I was feeling pretty drained from yesterday, my last school visit of the year. A hot one! We crammed everybody into the library — four presentations, K-5 — and we all pretty much constantly thought about how nice it would have been to have air conditioning.
I longed for a cool movie theater and a box of Junior Mints.
How on earth do teachers do it?
Drip, drip, drip.
The sound of students melting into puddles on the floor.
As always, but maybe never moreso than today, circa 2024, I am beyond grateful to still be invited into schools to encourage and (hopefully) inspire a love of reading and writing.
I am very aware that a book is nothing without a reader.
P.S.  Yes, please, I am eager to schedule more school visits for 2024-2025 school year, places near and far. Please contact me at jamespreller@aol.com and we can explore how I might be the best fit for your school or school district. 

FAN MAIL WEDNESDAY #335: A Gift from Sorella

Confession: I’m not sure if this is technically a piece of “fan mail.” The United States Postal Service was not involved, and it did not arrive to me via email. This note was handed to me toward the end of a school visit in Mahwah, NJ. 

I read the note — those extraordinary thoughts — and I looked at the young girl before me. “Is this for me? To keep?”

She nodded, shyly.

“Would it be okay,” I asked, “if we took a picture together?”

She thought that would be fine.

So here we are (note: permission granted by Sorella’s parents).

Days have now passed, a full week come and gone. I still wanted to respond in some way. But how? What words could I say beyond, simply, thanks?

My response below falls short, I suspect, but it’s something.

Dear Sorella:

It’s been a week since we meet at your school, Joyce Kilmer, somewhere in deepest, darkest New Jersey.
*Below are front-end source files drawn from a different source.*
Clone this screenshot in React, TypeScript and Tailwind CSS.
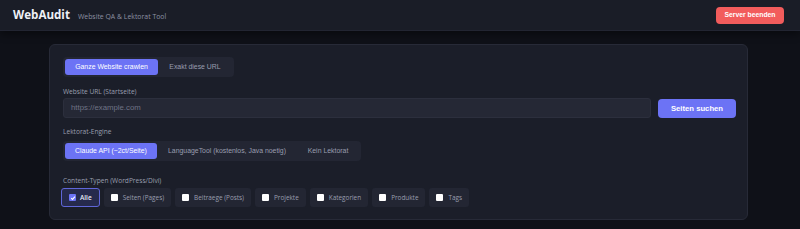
import React from "react";

const SANS = "font-['Liberation_Sans',Arial,sans-serif]";
const UI = "font-['Open_Sans','Noto_Sans',sans-serif]";

function Box({ checked }: { checked?: boolean }) {
  if (checked) {
    return (
      <span className="w-[7px] h-[7px] rounded-[1px] bg-[#6c73f5] flex items-center justify-center">
        <svg width="6" height="6" viewBox="0 0 10 10">
          <path d="M2 5.2 L4.2 7.4 L8.2 2.6" fill="none" stroke="white" strokeWidth="1.8" />
        </svg>
      </span>
    );
  }
  return <span className="w-[7px] h-[7px] rounded-[1px] bg-white" />;
}

function Label({ children, className }: { children: React.ReactNode; className: string }) {
  return (
    <div className={`text-[6.6px] text-[#9a9eaf] leading-[9px] font-['Open_Sans','Noto_Sans',sans-serif] ${className}`}>
      {children}
    </div>
  );
}

export default function App() {
  const chips = [
    { label: "Alle", checked: true },
    { label: "Seiten (Pages)" },
    { label: "Beitraege (Posts)" },
    { label: "Projekte" },
    { label: "Kategorien" },
    { label: "Produkte" },
    { label: "Tags" },
  ];
  return (
    <div className="w-[800px] h-[229px] bg-[#0f1118] overflow-hidden">
      <header className="h-[31px] bg-[#1a1d27] border-b border-[#222532] flex items-center justify-between pl-[13px] pr-[16px] shadow-[0_3px_8px_rgba(0,0,0,0.45)] relative">
        <div className="flex items-baseline gap-[8px]">
          <span className={`text-[11.6px] font-bold text-[#eef0f6] ${UI}`}>WebAudit</span>
          <span className={`text-[6.9px] text-[#8d91a3] ${UI}`}>Website QA &amp; Lektorat Tool</span>
        </div>
        <button className={`h-[17px] w-[68px] rounded-[4px] bg-[#f25c5c] text-white text-[6.8px] font-bold flex items-center justify-center ${SANS}`}>
          Server beenden
        </button>
      </header>
      <div className="pt-[13px] pl-[49px]">
        <div className="w-[699px] h-[176px] rounded-[6px] bg-[#1b1e29] border border-[#272a37] pt-[12px] pl-[13px] pr-[12px] flex flex-col items-start">
          <div className="flex bg-[#232633] rounded-[4px] p-[2px] h-[20px]">
            <span className={`w-[93px] rounded-[3px] bg-[#6c73f5] text-white text-[6.9px] flex items-center justify-center ${SANS}`}>Ganze Website crawlen</span>
            <span className={`w-[74px] text-[#9a9eaf] text-[6.9px] flex items-center justify-center ${SANS}`}>Exakt diese URL</span>
          </div>
          <Label className="mt-[10px]">Website URL (Startseite)</Label>
          <div className="mt-[2px] flex gap-[7px]">
            <div className={`w-[588px] h-[20px] rounded-[3px] bg-[#252835] border border-[#2c2f3d] flex items-center pl-[7px] text-[7.8px] text-[#6f7385] ${SANS}`}>
              https://example.com
            </div>
            <button className={`w-[78px] h-[19px] mt-[1px] rounded-[4px] bg-[#6c73f5] text-white text-[7.7px] font-bold flex items-center justify-center ${SANS}`}>
              Seiten suchen
            </button>
          </div>
          <Label className="mt-[9px]">Lektorat-Engine</Label>
          <div className="mt-[5px] flex bg-[#232633] rounded-[4px] p-[2px] h-[20px]">
            <span className={`w-[92px] rounded-[3px] bg-[#6c73f5] text-white text-[6.9px] flex items-center justify-center ${SANS}`}>Claude API (~2ct/Seite)</span>
            <span className={`w-[140px] text-[#9a9eaf] text-[6.9px] flex items-center justify-center ${SANS}`}>LanguageTool (kostenlos, Java noetig)</span>
            <span className={`w-[62px] text-[#9a9eaf] text-[6.9px] flex items-center justify-center ${SANS}`}>Kein Lektorat</span>
          </div>
          <Label className="mt-[15px]">Content-Typen (WordPress/Divi)</Label>
          <div className="mt-[3px] -ml-[2px] flex gap-[4px]">
            {chips.map((c) =>
              c.checked ? (
                <span key={c.label} className={`h-[19px] px-[7px] rounded-[3px] bg-[#262a4c] border border-[#5f66d8] flex items-center gap-[4px] text-[6.5px] text-[#e6e8f5] font-semibold ${UI}`}>
                  <Box checked />
                  {c.label}
                </span>
              ) : (
                <span key={c.label} className={`h-[19px] px-[7px] rounded-[3px] bg-[#232633] flex items-center gap-[5px] text-[6.4px] text-[#9a9eaf] ${UI}`}>
                  <Box />
                  {c.label}
                </span>
              )
            )}
          </div>
        </div>
      </div>
    </div>
  );
}
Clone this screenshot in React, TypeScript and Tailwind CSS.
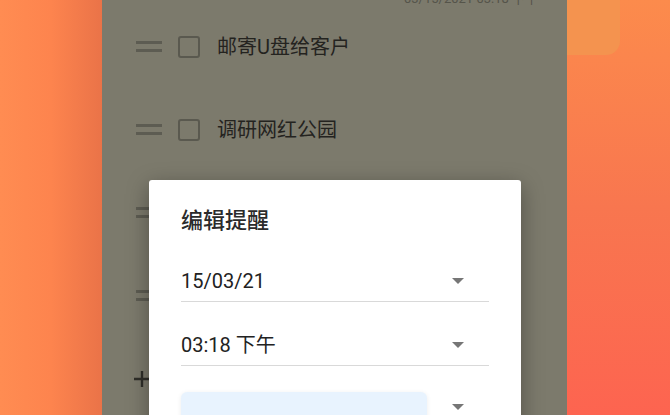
const font = "font-['Roboto','Noto_Sans_CJK_SC',sans-serif]";

// rows 3 and 4 sit under the dialog, only their handles peek out
const tasks = ["邮寄U盘给客户", "调研网红公园", "", ""];

function Handle() {
  return (
    <div className="flex w-[26px] flex-col gap-[5px]">
      <div className="h-[3px] w-full bg-[#5d5c52]" />
      <div className="h-[3px] w-full bg-[#5d5c52]" />
    </div>
  );
}

function TaskRow({ label }: { label: string }) {
  return (
    <div className="flex h-[83px] items-center pl-[34px]">
      <Handle />
      <div className="ml-[16px] h-[22px] w-[22px] rounded-[3px] border-2 border-[#5a594f]" />
      {label && <span className="ml-[17px] text-[20px] leading-none text-[#24231f]">{label}</span>}
    </div>
  );
}

function Arrow() {
  return (
    <svg width="12" height="6" viewBox="0 0 12 6" className="mr-[25px] shrink-0">
      <path d="M0 0h12L6 6z" fill="#767676" />
    </svg>
  );
}

function Field({ value }: { value: string }) {
  return (
    <div className="flex h-[41px] items-center justify-between border-b border-[#d9d9d9]">
      <span className="text-[20px] leading-none text-[#222]">{value}</span>
      <Arrow />
    </div>
  );
}

function EditReminderDialog() {
  return (
    <div className="absolute left-[47px] top-[180px] h-[260px] w-[372px] rounded-t-[3px] bg-white px-[32px] pt-[27px] shadow-[0_6px_22px_rgba(0,0,0,0.35)]">
      <h2 className="text-[22px] font-medium leading-[28px] text-[#2b2b2b]">编辑提醒</h2>
      <div className="mt-[26px]">
        <Field value="15/03/21" />
      </div>
      <div className="mt-[23px]">
        <Field value="03:18 下午" />
      </div>
      <div className="mt-[26px] flex items-start justify-between">
        <div className="h-[40px] w-[246px] rounded-[6px] bg-[#e8f3fe] shadow-[0_1px_5px_rgba(0,0,0,0.08)]" />
        <div className="mt-[12px]">
          <Arrow />
        </div>
      </div>
    </div>
  );
}

export default function App() {
  return (
    <div className={`flex h-[415px] w-[670px] overflow-hidden ${font}`}>
      <div className="h-full w-[102px] bg-gradient-to-r from-[#ff8c52] via-[#fd844e] to-[#ea7348]" />

      <div className="relative h-full w-[465px] bg-[#7c7a6c]">
        <div className="flex h-[5px] items-end justify-end overflow-hidden pr-[29px]">
          <span className="text-[13px] leading-none text-[#55544a]">03/15/2021 03:18 下午</span>
        </div>
        {tasks.map((t, i) => (
          <TaskRow key={i} label={t} />
        ))}
        <div className="flex h-[83px] items-center pl-[31px]">
          <svg width="18" height="18" viewBox="0 0 18 18">
            <path d="M9 1v16M1 9h16" stroke="#2f2e29" strokeWidth="2.4" />
          </svg>
        </div>
        <EditReminderDialog />
      </div>

      <div className="h-full w-[103px] bg-gradient-to-b from-[#fc8b4c] via-[#f8764f] to-[#fd6450]">
        <div className="h-[55px] w-[53px] rounded-br-[14px] bg-[#f4934f]" />
      </div>
    </div>
  );
}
Since then I’ve gone to concerts, read a lot, seen a movie, visited with family, walked my dog a million times, done all sorts of things . . . and yet I keep thinking about you and the kind note (with blobs of silver glitter!) that you handed to me in Mahwah. 

I’m sure that I don’t deserve it. I mean, I don’t think your note is really about me, “the real James Preller,” author of books for young readers. Instead, I think you captured something about how some of us feel about books and reading. You see, I’m a book lover, too. We have that in common. I know that feeling, of just holding a book in your hands, and in your heart, and feeling the wonder of it all, the deep pleasure of connection. Whole new worlds opening up before our eyes.

It’s amazing what a book can do. How we can sit silently, perfectly still, alone in a room, and yet feel intensely connected to the characters and events and, yes, even the author. We can read a book written more than a hundred years ago by a woman in a small English village and feel her thoughts and imaginings, intensely. I’m thinking, by the way, of Beatrice Potter, who published The Tale of Peter Rabbit in 1901. Potter is a personal favorite of mine, but I could have named anyone, really. We read a book and travel across time and space. We sit alone and yet we are not alone. We are free. As if we were sitting around the same fire. “Companions of the flame,” wrote the poet Hilda Doolittle.

If that’s not magic, I don’t know what is. 

Speaking for every author I’ve ever met, thank you, Sorella, for the gift of being that good reader. I’ve long felt that books are only alive when they are read. Otherwise, it’s just a waste of a perfectly good tree. When my work is done, the book is no longer mine anymore. It’s yours, Dear Reader, Dearest Sorella. Magically, amazingly, you sat in a room and made it all come true. 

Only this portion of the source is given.